吃完早餐开车去TT的路上,手机响了。
看到是江景辞的小号,她没有接。
第三次来电铃音响起,她手指一颤,点了接听键。
“我知道你听到我的声音就恶心,但还是请你听我把话说完。”江景辞怕她猛不丁结束通话,语速很急,“昨天暖暖找不到,我打了报警电话,我们急着带暖暖离开谢家老宅,到现在还没有去公安局签字销案。”
“什么意思,你直说就是。”温澜凝着眉。
“上午需要你去市公安局签个字。”江景辞耐心十足解释,“因为你是当事人。

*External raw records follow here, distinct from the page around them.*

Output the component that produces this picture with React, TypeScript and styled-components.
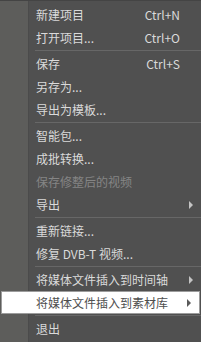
import styled, { createGlobalStyle } from "styled-components";

const GlobalStyle = createGlobalStyle`
  html, body {
    margin: 0;
    padding: 0;
    background: #505050;
  }
  body {
    font-family: "Noto Sans CJK SC", "Noto Sans", sans-serif;
  }
`;

type Entry =
  | { kind: "item"; label: string; shortcut?: string; submenu?: boolean; disabled?: boolean; active?: boolean }
  | { kind: "sep" };

const entries: Entry[] = [
  { kind: "item", label: "新建项目", shortcut: "Ctrl+N" },
  { kind: "item", label: "打开项目...", shortcut: "Ctrl+O" },
  { kind: "sep" },
  { kind: "item", label: "保存", shortcut: "Ctrl+S" },
  { kind: "item", label: "另存为..." },
  { kind: "item", label: "导出为模板..." },
  { kind: "sep" },
  { kind: "item", label: "智能包..." },
  { kind: "item", label: "成批转换..." },
  { kind: "item", label: "保存修整后的视频", disabled: true },
  { kind: "item", label: "导出", submenu: true },
  { kind: "sep" },
  { kind: "item", label: "重新链接..." },
  { kind: "item", label: "修复 DVB-T 视频..." },
  { kind: "sep" },
  { kind: "item", label: "将媒体文件插入到时间轴", submenu: true },
  { kind: "item", label: "将媒体文件插入到素材库", submenu: true, active: true },
  { kind: "sep" },
  { kind: "item", label: "退出" },
];

const Menu = styled.div`
  width: 201px;
  height: 342px;
  box-sizing: border-box;
  display: flex;
  flex-direction: column;
  padding-top: 2px;
  border-top: 1px solid #444444;
  background: linear-gradient(
    to right,
    #5d5d5b 0,
    #5d5d5b 28px,
    #4b4b4b 28px,
    #4b4b4b 29px,
    #505050 29px
  );
`;

const Item = styled.div<{ $active?: boolean; $disabled?: boolean }>`
  height: 23px;
  box-sizing: border-box;
  display: grid;
  grid-template-columns: 1fr auto 21px;
  align-items: center;
  font-size: 12px;
  line-height: 1;
  padding-left: ${(p) => (p.$active ? "34px" : "36px")};
  margin: ${(p) => (p.$active ? "0 1px" : "0")};
  border: ${(p) => (p.$active ? "1px solid #9c9c9c" : "none")};
  background: ${(p) => (p.$active ? "#ffffff" : "transparent")};
  color: ${(p) => (p.$active ? "#4e4e4e" : p.$disabled ? "#858585" : "#dadada")};
  white-space: nowrap;
`;

const Shortcut = styled.span`
  text-align: right;
`;

const Arrow = styled.span<{ $active?: boolean }>`
  width: 0;
  height: 0;
  margin-left: 9px;
  border-top: 4px solid transparent;
  border-bottom: 4px solid transparent;
  border-left: 4px solid ${(p) => (p.$active ? "#5a5a5a" : "#c4c4c4")};
`;

const Separator = styled.div`
  height: 3px;
  display: flex;
  align-items: center;
  padding-left: 35px;

  &::after {
    content: "";
    flex: 1;
    height: 1px;
    background: #676767;
  }
`;

export default function App() {
  return (
    <>
      <GlobalStyle />
      <Menu>
        {entries.map((e, i) =>
          e.kind === "sep" ? (
            <Separator key={i} />
          ) : (
            <Item key={i} $active={e.active} $disabled={e.disabled}>
              <span>{e.label}</span>
              <Shortcut>{e.shortcut ?? ""}</Shortcut>
              {e.submenu ? <Arrow $active={e.active} /> : <span />}
            </Item>
          )
        )}
      </Menu>
    </>
  );
}
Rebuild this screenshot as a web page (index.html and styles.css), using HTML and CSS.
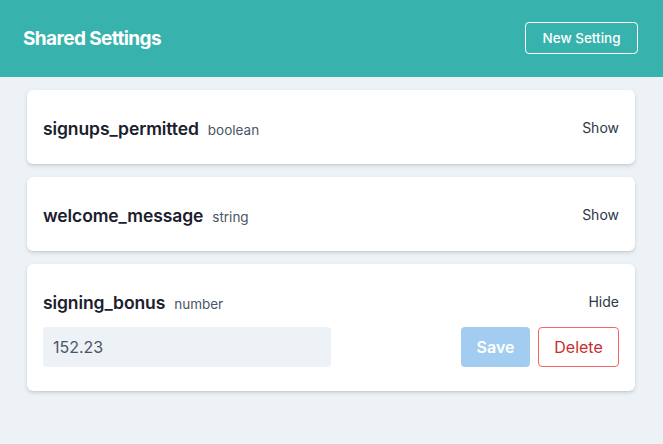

”
她应下就挂了电话,在前方路口调转车子方向朝市公安局驶去。
昨天如果不是江景辞相助,她根本不能把暖暖从谢家老宅带出来。
她现在对江景辞也是带了恨的,但不知为什么,恨中又夹杂了些许莫名的感激。
这仅有的感激在她心中翻江倒海,纠缠得她脑门疼。
她开始小声骂起自己来
,温澜呀温澜,江景辞就算对你再好也是个恶魔,强奸犯!
二十分钟后,温澜来到市公安局。
一个年轻漂亮的女警接待了她,拿出昨天的报警出警记录让她在上面签字销案。
温澜问女警,如果再遇到这种情况该怎么办,女警不假思索地说,最好选择报警,一旦私下解决很容易踩到法律的红线。
温澜折返回停车场,在她车子旁边遇到了江景辞。
确切地说,江景辞已经等她多时。
因为,她看到地上有十几个烟蒂。
江景辞穿了件质感很好的灰色西装,没有打领带,或许是体检出了恶性结节,整个人显得疲惫又憔悴。
“签完字了。”江景辞主动开口。
她轻轻“嗯”了声,拿出车钥匙把车解锁。
“昨天我头脑一热报了警,却没想到会给你带来不必要的麻烦。”江景辞愧疚地凝住她。
“所有的麻烦和暖暖比起来都不值一提。”她垂着眼帘,拉开车门,“你昨天帮了我,但我却说不出一句感激的话。”
“你不要这样想,说到底还是我欠你多一些。”江景辞眸底全是隐忍的深情,“我知道你不想见我,连听到我的声音都会觉得恶心。但我还是在你的必经之路等着你,想见你一面。因为,明天我就要去上京开始治疗了。”